§ **WHAT YOU SHOULD DO**
Every line below is to be copied exactly, with the pictures left out.

§ **SUPPLIED DATA**
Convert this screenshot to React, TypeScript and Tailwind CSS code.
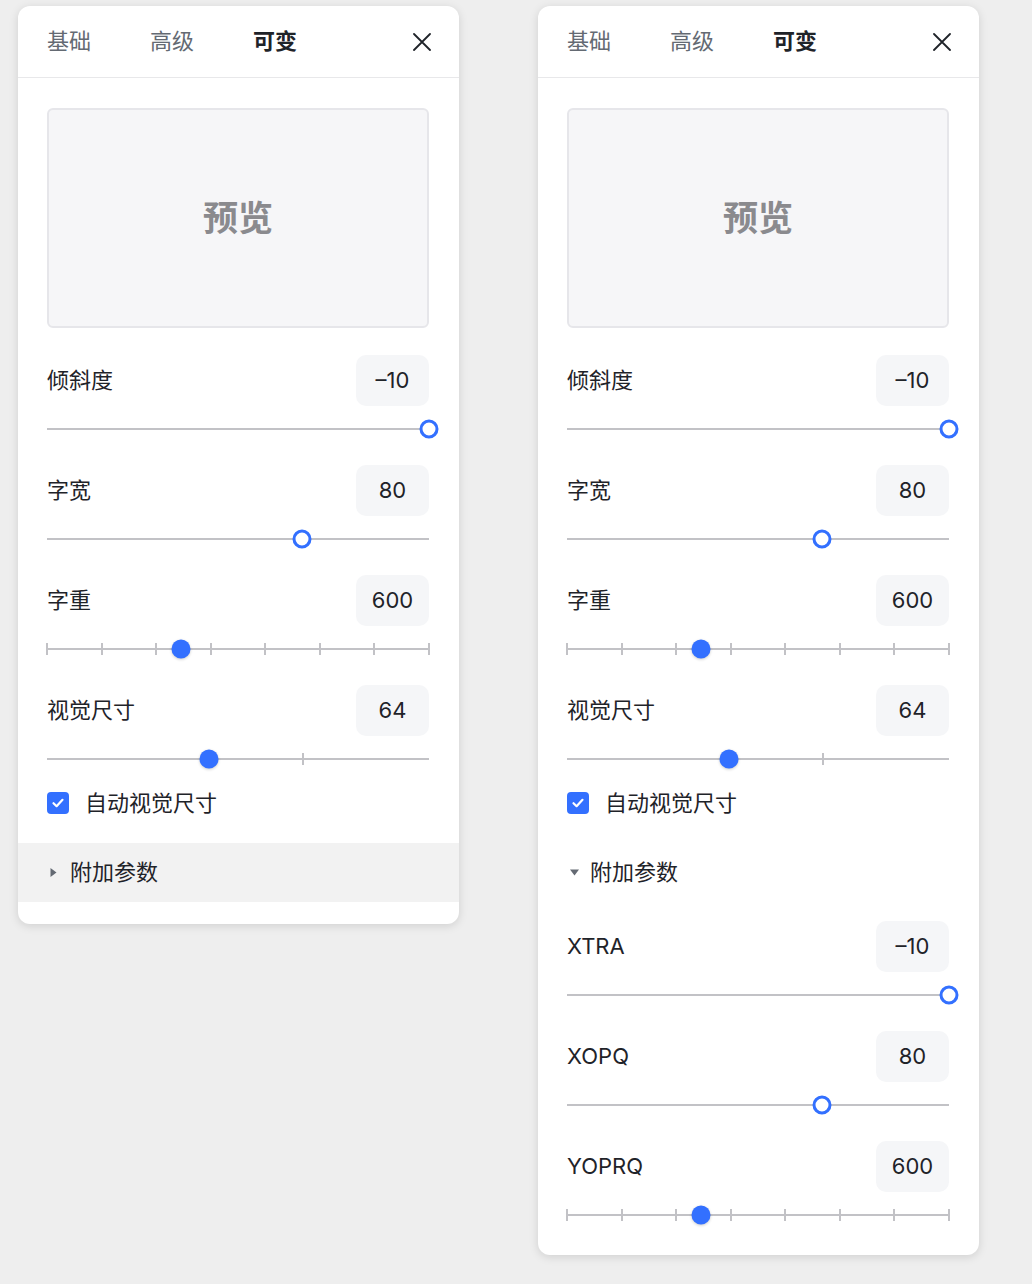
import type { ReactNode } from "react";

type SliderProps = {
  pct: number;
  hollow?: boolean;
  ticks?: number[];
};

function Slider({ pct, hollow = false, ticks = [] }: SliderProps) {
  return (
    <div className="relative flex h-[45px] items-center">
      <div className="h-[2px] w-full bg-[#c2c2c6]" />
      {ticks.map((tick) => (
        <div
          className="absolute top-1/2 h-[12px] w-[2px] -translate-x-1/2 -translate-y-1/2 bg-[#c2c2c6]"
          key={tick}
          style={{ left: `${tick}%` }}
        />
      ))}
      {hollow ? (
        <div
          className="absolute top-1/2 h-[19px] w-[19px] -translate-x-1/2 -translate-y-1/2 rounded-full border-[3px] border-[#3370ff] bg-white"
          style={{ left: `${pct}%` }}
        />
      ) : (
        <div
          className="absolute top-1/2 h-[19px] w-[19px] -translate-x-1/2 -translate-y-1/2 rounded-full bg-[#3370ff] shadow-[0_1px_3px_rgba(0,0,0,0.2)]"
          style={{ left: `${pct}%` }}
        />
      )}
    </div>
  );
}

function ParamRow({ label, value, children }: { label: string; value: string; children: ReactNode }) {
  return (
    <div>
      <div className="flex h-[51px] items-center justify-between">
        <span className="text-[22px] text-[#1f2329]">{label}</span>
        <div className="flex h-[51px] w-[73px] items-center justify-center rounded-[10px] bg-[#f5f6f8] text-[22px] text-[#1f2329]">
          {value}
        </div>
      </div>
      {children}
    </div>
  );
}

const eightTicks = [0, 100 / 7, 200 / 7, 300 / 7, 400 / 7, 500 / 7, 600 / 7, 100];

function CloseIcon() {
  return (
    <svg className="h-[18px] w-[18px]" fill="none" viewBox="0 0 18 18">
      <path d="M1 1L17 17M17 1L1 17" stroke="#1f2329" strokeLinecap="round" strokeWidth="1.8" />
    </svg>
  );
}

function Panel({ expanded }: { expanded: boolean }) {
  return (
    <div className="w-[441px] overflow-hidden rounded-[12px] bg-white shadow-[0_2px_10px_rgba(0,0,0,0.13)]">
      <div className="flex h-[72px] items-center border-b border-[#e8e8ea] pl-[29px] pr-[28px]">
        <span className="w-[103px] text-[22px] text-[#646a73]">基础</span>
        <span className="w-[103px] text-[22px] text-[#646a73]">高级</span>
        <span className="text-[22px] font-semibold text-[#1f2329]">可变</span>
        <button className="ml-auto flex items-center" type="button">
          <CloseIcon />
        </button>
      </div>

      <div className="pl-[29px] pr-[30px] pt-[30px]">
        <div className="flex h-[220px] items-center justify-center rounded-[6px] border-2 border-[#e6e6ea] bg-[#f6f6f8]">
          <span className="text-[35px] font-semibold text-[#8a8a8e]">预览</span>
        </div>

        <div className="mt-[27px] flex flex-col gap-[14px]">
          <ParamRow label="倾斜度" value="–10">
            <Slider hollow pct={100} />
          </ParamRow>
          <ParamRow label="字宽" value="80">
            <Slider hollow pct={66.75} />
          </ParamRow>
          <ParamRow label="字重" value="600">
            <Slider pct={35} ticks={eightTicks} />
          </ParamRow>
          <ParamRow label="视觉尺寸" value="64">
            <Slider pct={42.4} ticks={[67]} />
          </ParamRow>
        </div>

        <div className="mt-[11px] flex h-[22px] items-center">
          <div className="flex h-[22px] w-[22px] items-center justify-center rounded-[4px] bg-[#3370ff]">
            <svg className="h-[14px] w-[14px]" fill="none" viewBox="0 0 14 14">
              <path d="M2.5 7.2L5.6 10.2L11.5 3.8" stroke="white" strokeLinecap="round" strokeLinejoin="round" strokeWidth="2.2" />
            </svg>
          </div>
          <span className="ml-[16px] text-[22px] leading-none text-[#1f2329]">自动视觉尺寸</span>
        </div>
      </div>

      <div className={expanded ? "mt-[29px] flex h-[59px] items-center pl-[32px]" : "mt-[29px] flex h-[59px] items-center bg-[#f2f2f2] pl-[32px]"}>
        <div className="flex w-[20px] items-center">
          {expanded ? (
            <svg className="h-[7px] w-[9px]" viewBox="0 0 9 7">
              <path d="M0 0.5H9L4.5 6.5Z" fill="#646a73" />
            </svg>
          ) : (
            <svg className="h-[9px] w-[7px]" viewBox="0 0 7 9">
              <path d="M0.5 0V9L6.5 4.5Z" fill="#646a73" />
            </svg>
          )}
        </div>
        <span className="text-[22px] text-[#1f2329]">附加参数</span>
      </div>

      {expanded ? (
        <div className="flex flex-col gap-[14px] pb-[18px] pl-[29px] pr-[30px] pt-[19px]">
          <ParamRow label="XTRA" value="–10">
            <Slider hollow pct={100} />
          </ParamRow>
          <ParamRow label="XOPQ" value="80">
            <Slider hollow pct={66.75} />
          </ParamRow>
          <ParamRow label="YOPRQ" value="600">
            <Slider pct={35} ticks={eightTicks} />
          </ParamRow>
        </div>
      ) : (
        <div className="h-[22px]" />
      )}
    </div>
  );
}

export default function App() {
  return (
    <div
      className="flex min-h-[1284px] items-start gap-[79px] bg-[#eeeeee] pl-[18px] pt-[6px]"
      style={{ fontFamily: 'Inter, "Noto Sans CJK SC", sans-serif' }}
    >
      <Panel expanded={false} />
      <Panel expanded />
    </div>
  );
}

§ **WORKED SOLUTION**
Convert this screenshot to React, TypeScript and Tailwind CSS code.
import type { ReactNode } from "react";

type SliderProps = {
  pct: number;
  hollow?: boolean;
  ticks?: number[];
};

function Slider({ pct, hollow = false, ticks = [] }: SliderProps) {
  return (
    <div className="relative flex h-[45px] items-center">
      <div className="h-[2px] w-full bg-[#c2c2c6]" />
      {ticks.map((tick) => (
        <div
          className="absolute top-1/2 h-[12px] w-[2px] -translate-x-1/2 -translate-y-1/2 bg-[#c2c2c6]"
          key={tick}
          style={{ left: `${tick}%` }}
        />
      ))}
      {hollow ? (
        <div
          className="absolute top-1/2 h-[19px] w-[19px] -translate-x-1/2 -translate-y-1/2 rounded-full border-[3px] border-[#3370ff] bg-white"
          style={{ left: `${pct}%` }}
        />
      ) : (
        <div
          className="absolute top-1/2 h-[19px] w-[19px] -translate-x-1/2 -translate-y-1/2 rounded-full bg-[#3370ff] shadow-[0_1px_3px_rgba(0,0,0,0.2)]"
          style={{ left: `${pct}%` }}
        />
      )}
    </div>
  );
}

function ParamRow({ label, value, children }: { label: string; value: string; children: ReactNode }) {
  return (
    <div>
      <div className="flex h-[51px] items-center justify-between">
        <span className="text-[22px] text-[#1f2329]">{label}</span>
        <div className="flex h-[51px] w-[73px] items-center justify-center rounded-[10px] bg-[#f5f6f8] text-[22px] text-[#1f2329]">
          {value}
        </div>
      </div>
      {children}
    </div>
  );
}

const eightTicks = [0, 100 / 7, 200 / 7, 300 / 7, 400 / 7, 500 / 7, 600 / 7, 100];

function CloseIcon() {
  return (
    <svg className="h-[18px] w-[18px]" fill="none" viewBox="0 0 18 18">
      <path d="M1 1L17 17M17 1L1 17" stroke="#1f2329" strokeLinecap="round" strokeWidth="1.8" />
    </svg>
  );
}

function Panel({ expanded }: { expanded: boolean }) {
  return (
    <div className="w-[441px] overflow-hidden rounded-[12px] bg-white shadow-[0_2px_10px_rgba(0,0,0,0.13)]">
      <div className="flex h-[72px] items-center border-b border-[#e8e8ea] pl-[29px] pr-[28px]">
        <span className="w-[103px] text-[22px] text-[#646a73]">基础</span>
        <span className="w-[103px] text-[22px] text-[#646a73]">高级</span>
        <span className="text-[22px] font-semibold text-[#1f2329]">可变</span>
        <button className="ml-auto flex items-center" type="button">
          <CloseIcon />
        </button>
      </div>

      <div className="pl-[29px] pr-[30px] pt-[30px]">
        <div className="flex h-[220px] items-center justify-center rounded-[6px] border-2 border-[#e6e6ea] bg-[#f6f6f8]">
          <span className="text-[35px] font-semibold text-[#8a8a8e]">预览</span>
        </div>

        <div className="mt-[27px] flex flex-col gap-[14px]">
          <ParamRow label="倾斜度" value="–10">
            <Slider hollow pct={100} />
          </ParamRow>
          <ParamRow label="字宽" value="80">
            <Slider hollow pct={66.75} />
          </ParamRow>
          <ParamRow label="字重" value="600">
            <Slider pct={35} ticks={eightTicks} />
          </ParamRow>
          <ParamRow label="视觉尺寸" value="64">
            <Slider pct={42.4} ticks={[67]} />
          </ParamRow>
        </div>

        <div className="mt-[11px] flex h-[22px] items-center">
          <div className="flex h-[22px] w-[22px] items-center justify-center rounded-[4px] bg-[#3370ff]">
            <svg className="h-[14px] w-[14px]" fill="none" viewBox="0 0 14 14">
              <path d="M2.5 7.2L5.6 10.2L11.5 3.8" stroke="white" strokeLinecap="round" strokeLinejoin="round" strokeWidth="2.2" />
            </svg>
          </div>
          <span className="ml-[16px] text-[22px] leading-none text-[#1f2329]">自动视觉尺寸</span>
        </div>
      </div>

      <div className={expanded ? "mt-[29px] flex h-[59px] items-center pl-[32px]" : "mt-[29px] flex h-[59px] items-center bg-[#f2f2f2] pl-[32px]"}>
        <div className="flex w-[20px] items-center">
          {expanded ? (
            <svg className="h-[7px] w-[9px]" viewBox="0 0 9 7">
              <path d="M0 0.5H9L4.5 6.5Z" fill="#646a73" />
            </svg>
          ) : (
            <svg className="h-[9px] w-[7px]" viewBox="0 0 7 9">
              <path d="M0.5 0V9L6.5 4.5Z" fill="#646a73" />
            </svg>
          )}
        </div>
        <span className="text-[22px] text-[#1f2329]">附加参数</span>
      </div>

      {expanded ? (
        <div className="flex flex-col gap-[14px] pb-[18px] pl-[29px] pr-[30px] pt-[19px]">
          <ParamRow label="XTRA" value="–10">
            <Slider hollow pct={100} />
          </ParamRow>
          <ParamRow label="XOPQ" value="80">
            <Slider hollow pct={66.75} />
          </ParamRow>
          <ParamRow label="YOPRQ" value="600">
            <Slider pct={35} ticks={eightTicks} />
          </ParamRow>
        </div>
      ) : (
        <div className="h-[22px]" />
      )}
    </div>
  );
}

export default function App() {
  return (
    <div
      className="flex min-h-[1284px] items-start gap-[79px] bg-[#eeeeee] pl-[18px] pt-[6px]"
      style={{ fontFamily: 'Inter, "Noto Sans CJK SC", sans-serif' }}
    >
      <Panel expanded={false} />
      <Panel expanded />
    </div>
  );
}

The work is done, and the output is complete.